We do not include “encompassing” directives in the count. E.g. “And keep My covenant” (Exodus 12:5), or “Concerning all that I have said to you, you shall beware…” (ibid. 22:30), or “And you shall be a holy people to Me” (ibid. 23:23).
We are not counting Psukim that don’t instruct us regarding a specific action, but regarding the imperative to observe all of the Torah’s commandments, are not included in the 613
The reason for a mitzvah is not counted on its own.
At times, the Torah tells us the reason for a command in language that could be understood as an independent precept—when in fact it is simply the rationale behind the words that precede it.
For example, “He shall not leave the Sanctuary, and he shall not desecrate the holy things of his G‑d” (Leviticus 21:12). Not desecrating the holy is not a commandment on its own, rather it is the reason why the Kohen may not leave the sanctuary. Or, “Her first husband, who had sent her away, may not take her again to be his wife…and you shall not bring sin to the land” (Deuteronomy 24:4). Here, too, “bringing sin to the land” is not an independent prohibition, but the reason why one may not remarry his divorced wife if she has remarried in the interim
A mitzvah that has both negative and positive components is counted as two—one Positive Commandment and one Negative Commandment.
E.g. we are commanded to rest on Shabbat and desist from work on the Shabbat. We are commanded to “afflict” ourselves on Yom Kippur and we are commanded not to eat on this holy day. Though a transgression of one is also a transgression of the other – if you eat on Yom Kippur you have not afflicted yourself; if you work on Shabbat you have not rested – nevertheless these are considered two independent mitzvot.

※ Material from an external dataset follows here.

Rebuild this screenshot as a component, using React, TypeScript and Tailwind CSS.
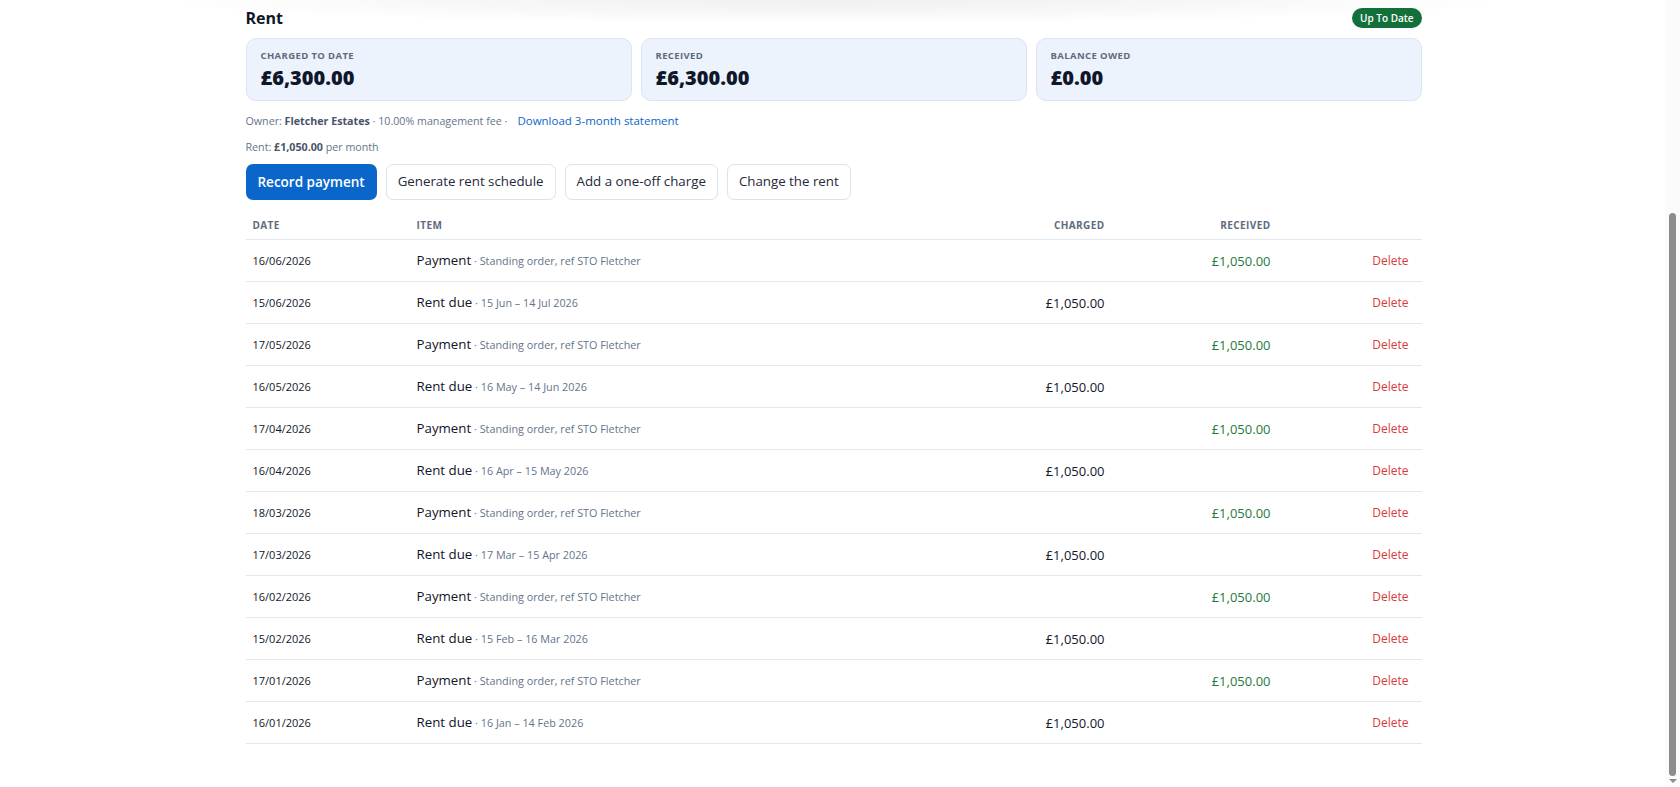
import React from "react";

type Row = { date: string; kind: "Payment" | "Rent due"; note: string; charged?: string; received?: string };

const rows: Row[] = [
  { date: "16/06/2026", kind: "Payment", note: "Standing order, ref STO Fletcher", received: "£1,050.00" },
  { date: "15/06/2026", kind: "Rent due", note: "15 Jun – 14 Jul 2026", charged: "£1,050.00" },
  { date: "17/05/2026", kind: "Payment", note: "Standing order, ref STO Fletcher", received: "£1,050.00" },
  { date: "16/05/2026", kind: "Rent due", note: "16 May – 14 Jun 2026", charged: "£1,050.00" },
  { date: "17/04/2026", kind: "Payment", note: "Standing order, ref STO Fletcher", received: "£1,050.00" },
  { date: "16/04/2026", kind: "Rent due", note: "16 Apr – 15 May 2026", charged: "£1,050.00" },
  { date: "18/03/2026", kind: "Payment", note: "Standing order, ref STO Fletcher", received: "£1,050.00" },
  { date: "17/03/2026", kind: "Rent due", note: "17 Mar – 15 Apr 2026", charged: "£1,050.00" },
  { date: "16/02/2026", kind: "Payment", note: "Standing order, ref STO Fletcher", received: "£1,050.00" },
  { date: "15/02/2026", kind: "Rent due", note: "15 Feb – 16 Mar 2026", charged: "£1,050.00" },
  { date: "17/01/2026", kind: "Payment", note: "Standing order, ref STO Fletcher", received: "£1,050.00" },
  { date: "16/01/2026", kind: "Rent due", note: "16 Jan – 14 Feb 2026", charged: "£1,050.00" },
];

function Stat({ label, value }: { label: string; value: string }) {
  return (
    <div className="rounded-[10px] border border-[#dbe4f1] bg-[#edf3fc] px-[14px] pt-[10px] pb-[9px]">
      <div className="text-[9.5px] leading-[14px] font-bold uppercase tracking-[0.04em] text-[#5f6b7c]">{label}</div>
      <div className="mt-[2px] text-[20px] leading-[26px] font-extrabold text-[#0f172a]">{value}</div>
    </div>
  );
}

const grid = "grid grid-cols-[163px_538px_166px_166px_143px]";

export default function App() {
  return (
    <div
      className="flex h-screen overflow-hidden bg-white"
      style={{ fontFamily: '"Open Sans", "Noto Sans", sans-serif' }}
    >
      <main className="relative flex-1 pl-[2px]">
        <div className="pointer-events-none absolute left-1/2 top-0 h-[22px] w-[1300px] -translate-x-1/2 bg-[radial-gradient(ellipse_at_top,#f0f0f0_0%,#f7f7f7_40%,transparent_75%)]" />
        <div className="relative mx-auto w-[1176px] pt-[8px]">
          <div className="flex h-[20px] items-center justify-between">
            <h2 className="text-[16px] font-bold leading-[20px] text-[#0f172a]">Rent</h2>
            <span className="rounded-full bg-[#14703a] px-[8px] text-[10px] font-semibold leading-[20px] text-white">Up To Date</span>
          </div>

          <div className="mt-[10px] grid grid-cols-3 gap-[9px]">
            <Stat label="Charged to date" value="£6,300.00" />
            <Stat label="Received" value="£6,300.00" />
            <Stat label="Balance owed" value="£0.00" />
          </div>

          <div className="mt-[12px] flex items-center text-[10.7px] leading-[16px] text-[#64748b]">
            <span>
              Owner: <span className="font-bold text-[#475569]">Fletcher Estates</span> · 10.00% management fee ·
            </span>
            <a className="ml-[10px] text-[11.5px] text-[#0b66c9]">Download 3-month statement</a>
          </div>

          <div className="mt-[10px] text-[10.7px] leading-[16px] text-[#64748b]">
            Rent: <span className="font-bold text-[#475569]">£1,050.00</span> per month
          </div>

          <div className="mt-[9px] flex gap-[9px]">
            <button className="h-[36px] rounded-[7px] bg-[#0b66cc] px-[12px] text-[13.5px] font-semibold text-white">Record payment</button>
            <button className="h-[36px] rounded-[7px] border border-[#dbe3ee] bg-white px-[11px] text-[13.3px] text-[#1e293b]">Generate rent schedule</button>
            <button className="h-[36px] rounded-[7px] border border-[#dbe3ee] bg-white px-[11px] text-[13.3px] text-[#1e293b]">Add a one-off charge</button>
            <button className="h-[36px] rounded-[7px] border border-[#dbe3ee] bg-white px-[11px] text-[13.3px] text-[#1e293b]">Change the rent</button>
          </div>

          <div className="mt-[10px]">
            <div className={`${grid} h-[30px] items-center border-b border-[#e2e8f0] text-[10px] font-bold uppercase leading-[14px] tracking-[0.04em] text-[#5f6b7c]`}>
              <div className="px-[7px]">Date</div>
              <div className="px-[8px]">Item</div>
              <div className="px-[8px] text-right">Charged</div>
              <div className="px-[8px] text-right">Received</div>
              <div />
            </div>
            {rows.map((r, i) => (
              <div key={i} className={`${grid} h-[42px] items-center border-b border-[#e2e8f0] leading-[18px]`}>
                <div className="px-[7px] text-[11px] font-medium text-[#0f172a]">{r.date}</div>
                <div className="px-[8px] text-[13.3px] text-[#0f172a]">
                  {r.kind}
                  <span className="text-[10.8px] text-[#64748b]"> · {r.note}</span>
                </div>
                <div className="px-[8px] text-right text-[13px] text-[#0f172a]">{r.charged ?? ""}</div>
                <div className="px-[8px] text-right text-[13px] text-[#1f7a3a]">{r.received ?? ""}</div>
                <div className="pr-[13px] text-right text-[12px] text-[#d73a3a]">
                  <span>Delete</span>
                </div>
              </div>
            ))}
          </div>
        </div>
      </main>
      <aside className="flex w-[15px] flex-col items-center bg-[#fbfbfb] pt-[213px] pb-[4px]">
        <div className="w-[7px] flex-1 rounded-full bg-[#8c8c8c]" />
        <div className="mt-[3px] h-0 w-0 border-x-[4px] border-t-[4px] border-x-transparent border-t-[#8c8c8c]" />
      </aside>
    </div>
  );
}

The different applications of a mitzvah are not individually counted.
E.g. one who inadvertently defiles the Temple or holy foods is required to bring a sin offering (Leviticus 5). If his financial situation allows, he is to bring a sheep or she-goat; otherwise he brings two birds; and if he is completely impoverished, he brings a flour offering. All this, however, is counted as one mitzvah—the mitzvah of bringing a sin offering when this particular offense is committed—although the execution of the mitzvah varies depending on the situation.
לא vs. לא
Do not count a negative statement amongst the prohibitions.

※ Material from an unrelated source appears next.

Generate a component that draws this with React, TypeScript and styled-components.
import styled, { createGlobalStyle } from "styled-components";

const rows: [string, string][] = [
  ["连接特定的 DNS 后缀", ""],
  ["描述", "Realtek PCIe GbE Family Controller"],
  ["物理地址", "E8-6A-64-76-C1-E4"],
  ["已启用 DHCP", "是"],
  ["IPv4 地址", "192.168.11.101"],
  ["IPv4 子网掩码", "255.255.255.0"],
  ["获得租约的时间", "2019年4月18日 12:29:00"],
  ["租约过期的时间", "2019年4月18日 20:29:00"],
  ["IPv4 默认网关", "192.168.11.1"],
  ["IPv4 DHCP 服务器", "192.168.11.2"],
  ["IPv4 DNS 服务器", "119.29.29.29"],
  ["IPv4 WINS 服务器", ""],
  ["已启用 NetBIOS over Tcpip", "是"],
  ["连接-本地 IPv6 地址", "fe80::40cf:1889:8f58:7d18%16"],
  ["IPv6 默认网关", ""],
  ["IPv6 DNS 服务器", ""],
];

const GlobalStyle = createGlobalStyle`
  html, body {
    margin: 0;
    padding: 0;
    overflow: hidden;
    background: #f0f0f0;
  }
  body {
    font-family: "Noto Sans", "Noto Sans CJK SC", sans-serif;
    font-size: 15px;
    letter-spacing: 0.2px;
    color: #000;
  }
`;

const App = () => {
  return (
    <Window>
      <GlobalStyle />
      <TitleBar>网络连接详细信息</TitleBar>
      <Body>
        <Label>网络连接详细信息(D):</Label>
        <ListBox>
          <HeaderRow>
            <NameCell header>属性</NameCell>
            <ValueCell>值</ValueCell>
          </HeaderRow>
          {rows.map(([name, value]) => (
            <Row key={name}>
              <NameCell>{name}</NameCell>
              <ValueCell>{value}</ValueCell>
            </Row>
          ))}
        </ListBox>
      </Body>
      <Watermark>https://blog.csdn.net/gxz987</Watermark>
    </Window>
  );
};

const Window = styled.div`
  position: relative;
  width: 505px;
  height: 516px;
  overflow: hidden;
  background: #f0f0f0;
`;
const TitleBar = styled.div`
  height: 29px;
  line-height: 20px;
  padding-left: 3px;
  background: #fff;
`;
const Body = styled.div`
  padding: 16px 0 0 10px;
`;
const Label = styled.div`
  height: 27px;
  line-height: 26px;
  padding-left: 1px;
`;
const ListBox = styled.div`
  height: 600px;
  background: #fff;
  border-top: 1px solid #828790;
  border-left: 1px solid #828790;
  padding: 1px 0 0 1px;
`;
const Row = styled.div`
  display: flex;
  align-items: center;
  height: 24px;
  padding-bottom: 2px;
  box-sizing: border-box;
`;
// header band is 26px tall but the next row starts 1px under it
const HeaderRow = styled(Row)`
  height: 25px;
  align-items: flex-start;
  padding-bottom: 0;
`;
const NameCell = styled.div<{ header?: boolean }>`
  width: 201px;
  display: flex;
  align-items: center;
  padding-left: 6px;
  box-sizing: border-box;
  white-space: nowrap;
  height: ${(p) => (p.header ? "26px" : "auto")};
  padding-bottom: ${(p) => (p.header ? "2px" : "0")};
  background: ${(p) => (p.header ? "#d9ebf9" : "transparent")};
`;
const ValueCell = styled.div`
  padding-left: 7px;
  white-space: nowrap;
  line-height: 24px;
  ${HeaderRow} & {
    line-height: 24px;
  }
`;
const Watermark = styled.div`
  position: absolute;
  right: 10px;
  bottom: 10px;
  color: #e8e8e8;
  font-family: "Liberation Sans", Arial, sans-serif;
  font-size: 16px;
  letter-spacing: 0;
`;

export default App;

The Hebrew word “lo” can mean both “do not” and “shall not”; and only the “do not”s are counted as prohibitions. The only way to discern between the two is by studying the context of the word.
Examples: “She shall not go free as the slaves go free” (Exodus 21:7). This verse should not be construes as a prohibition, it is simply telling us that the circumstances that mandate the emancipation of a Canaanite slave do not apply to a Hebrew maidservant. Certainly, however, if the owner wishes to free her, he may do so.

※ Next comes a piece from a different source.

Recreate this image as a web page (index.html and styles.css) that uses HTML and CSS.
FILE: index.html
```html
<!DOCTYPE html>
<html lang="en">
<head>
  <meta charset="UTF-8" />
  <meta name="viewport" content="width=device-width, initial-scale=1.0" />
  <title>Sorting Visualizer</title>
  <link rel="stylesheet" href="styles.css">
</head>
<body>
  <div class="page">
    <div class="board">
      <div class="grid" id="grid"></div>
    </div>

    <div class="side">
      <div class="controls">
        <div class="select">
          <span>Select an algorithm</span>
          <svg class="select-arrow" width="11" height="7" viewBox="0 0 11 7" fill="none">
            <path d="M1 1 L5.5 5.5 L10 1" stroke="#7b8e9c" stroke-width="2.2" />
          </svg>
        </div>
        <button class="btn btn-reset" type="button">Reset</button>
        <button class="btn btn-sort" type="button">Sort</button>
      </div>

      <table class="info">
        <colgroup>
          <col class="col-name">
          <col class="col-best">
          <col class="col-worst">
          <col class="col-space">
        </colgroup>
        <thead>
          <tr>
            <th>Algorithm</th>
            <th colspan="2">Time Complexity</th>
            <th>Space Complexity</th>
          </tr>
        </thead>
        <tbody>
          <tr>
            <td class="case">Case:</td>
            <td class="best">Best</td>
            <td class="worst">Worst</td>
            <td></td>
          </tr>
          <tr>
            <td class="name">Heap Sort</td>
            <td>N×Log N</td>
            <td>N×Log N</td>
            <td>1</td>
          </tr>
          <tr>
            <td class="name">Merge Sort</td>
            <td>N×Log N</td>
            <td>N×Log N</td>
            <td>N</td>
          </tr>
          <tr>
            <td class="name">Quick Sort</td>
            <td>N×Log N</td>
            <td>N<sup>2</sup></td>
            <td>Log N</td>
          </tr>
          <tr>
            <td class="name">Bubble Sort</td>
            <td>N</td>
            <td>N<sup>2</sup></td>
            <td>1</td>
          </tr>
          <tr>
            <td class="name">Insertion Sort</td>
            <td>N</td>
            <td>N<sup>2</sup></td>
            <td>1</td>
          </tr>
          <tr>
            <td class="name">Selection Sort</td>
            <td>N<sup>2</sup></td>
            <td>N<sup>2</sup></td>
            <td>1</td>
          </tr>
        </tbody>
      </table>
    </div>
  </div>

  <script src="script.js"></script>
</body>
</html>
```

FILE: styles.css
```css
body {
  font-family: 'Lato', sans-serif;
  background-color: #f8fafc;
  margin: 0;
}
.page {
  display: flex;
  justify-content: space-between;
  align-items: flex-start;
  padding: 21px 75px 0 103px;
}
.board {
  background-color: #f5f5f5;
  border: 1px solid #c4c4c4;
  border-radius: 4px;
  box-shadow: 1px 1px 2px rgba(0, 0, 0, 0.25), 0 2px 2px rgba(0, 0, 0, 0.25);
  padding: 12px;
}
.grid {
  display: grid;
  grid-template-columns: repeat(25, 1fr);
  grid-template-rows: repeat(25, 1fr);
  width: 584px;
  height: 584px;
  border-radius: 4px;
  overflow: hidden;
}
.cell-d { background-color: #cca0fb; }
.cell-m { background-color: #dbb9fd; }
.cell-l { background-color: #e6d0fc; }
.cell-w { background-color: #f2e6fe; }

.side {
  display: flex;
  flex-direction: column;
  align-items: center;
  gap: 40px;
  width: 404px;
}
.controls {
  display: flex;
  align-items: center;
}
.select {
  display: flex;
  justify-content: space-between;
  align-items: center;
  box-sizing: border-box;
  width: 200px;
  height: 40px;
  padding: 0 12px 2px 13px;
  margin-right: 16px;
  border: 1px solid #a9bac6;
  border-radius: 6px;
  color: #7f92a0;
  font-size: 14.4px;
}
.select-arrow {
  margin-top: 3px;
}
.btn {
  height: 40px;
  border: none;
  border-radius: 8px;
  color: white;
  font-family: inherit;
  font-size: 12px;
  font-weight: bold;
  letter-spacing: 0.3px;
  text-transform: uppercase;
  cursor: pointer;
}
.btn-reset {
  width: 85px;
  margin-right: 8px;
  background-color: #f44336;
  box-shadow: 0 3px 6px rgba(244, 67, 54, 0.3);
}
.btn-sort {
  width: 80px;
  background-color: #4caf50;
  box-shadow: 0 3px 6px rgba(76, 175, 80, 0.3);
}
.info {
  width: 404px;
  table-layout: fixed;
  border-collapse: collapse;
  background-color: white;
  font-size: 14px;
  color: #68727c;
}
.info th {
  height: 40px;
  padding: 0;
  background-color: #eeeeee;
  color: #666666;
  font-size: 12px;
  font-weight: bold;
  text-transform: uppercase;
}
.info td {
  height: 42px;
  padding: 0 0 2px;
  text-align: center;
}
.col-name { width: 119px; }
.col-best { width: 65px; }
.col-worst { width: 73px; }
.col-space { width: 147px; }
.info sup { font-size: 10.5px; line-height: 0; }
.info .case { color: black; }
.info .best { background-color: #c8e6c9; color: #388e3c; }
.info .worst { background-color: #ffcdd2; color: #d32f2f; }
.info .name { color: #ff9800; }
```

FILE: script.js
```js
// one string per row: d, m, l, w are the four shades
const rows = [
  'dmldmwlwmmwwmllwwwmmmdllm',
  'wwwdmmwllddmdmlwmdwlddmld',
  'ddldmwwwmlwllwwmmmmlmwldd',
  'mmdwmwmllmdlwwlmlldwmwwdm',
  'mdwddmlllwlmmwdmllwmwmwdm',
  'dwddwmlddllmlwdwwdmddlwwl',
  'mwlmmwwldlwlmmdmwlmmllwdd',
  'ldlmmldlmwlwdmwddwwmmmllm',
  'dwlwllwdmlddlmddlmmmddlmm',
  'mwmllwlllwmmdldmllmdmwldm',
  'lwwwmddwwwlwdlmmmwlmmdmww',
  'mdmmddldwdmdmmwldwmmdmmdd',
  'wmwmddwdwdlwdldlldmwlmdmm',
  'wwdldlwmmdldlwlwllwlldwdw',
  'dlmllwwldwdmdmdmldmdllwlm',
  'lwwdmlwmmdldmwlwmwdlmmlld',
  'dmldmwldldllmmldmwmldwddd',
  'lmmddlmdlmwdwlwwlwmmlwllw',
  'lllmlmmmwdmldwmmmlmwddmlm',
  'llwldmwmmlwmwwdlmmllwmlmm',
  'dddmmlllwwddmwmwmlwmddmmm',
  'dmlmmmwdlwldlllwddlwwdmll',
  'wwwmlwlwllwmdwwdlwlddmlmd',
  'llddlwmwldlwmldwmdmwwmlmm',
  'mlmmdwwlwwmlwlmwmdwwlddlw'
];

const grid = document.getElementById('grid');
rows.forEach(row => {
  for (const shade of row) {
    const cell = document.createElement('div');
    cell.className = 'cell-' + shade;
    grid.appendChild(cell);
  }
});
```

Or, “So he shall not to be like Korach and his company” (Numbers 17:5). This is not a prohibition, rather a warning that anyone who dares contest the priesthood of Aaron’s descendents will meet the same fate as Korach and his cohorts.
Do not count the number of times a commandment is mentioned in the Torah, only the act which is prohibited or commanded.
Certain commandments are repeated in the Torah numerous times. For example, the commandment to rest on Shabbat is mentioned twelve times and the prohibition against consuming blood is repeated no less than seven times. Nevertheless, when counting the 613 mitzvot, we only count a prohibited or prescribed act once.
(The exception to this rule is those instances where the Sages have deduced that the repetition of a particular commandment is intended to prohibit or instruct us regarding a different act. In such a case, the [seemingly] repetitive verse is counted as a separate mitzvah—for it is in fact instructing us regarding something different than the first verse.)
It should be noted that though we count the prohibited acts, and not the amount of times mentioned, we only count prohibited acts individually specified in the Torah. At times, the Torah will issue a prohibition employing general terminology, for this prohibition includes multiple acts. For example, “You shall not eat over the blood” (Leviticus 19:26). This prohibition teaches us not to eat sacrificial flesh before the blood is sprinkled on the altar, not to eat from any animal before its soul (contained in its blood) has fully departed, that the members of a court may not eat on the day that they implement a capital verdict, and more. Though all these are biblically forbidden, none are counted as part of the 613—as none of them are mentioned specifically in the Torah.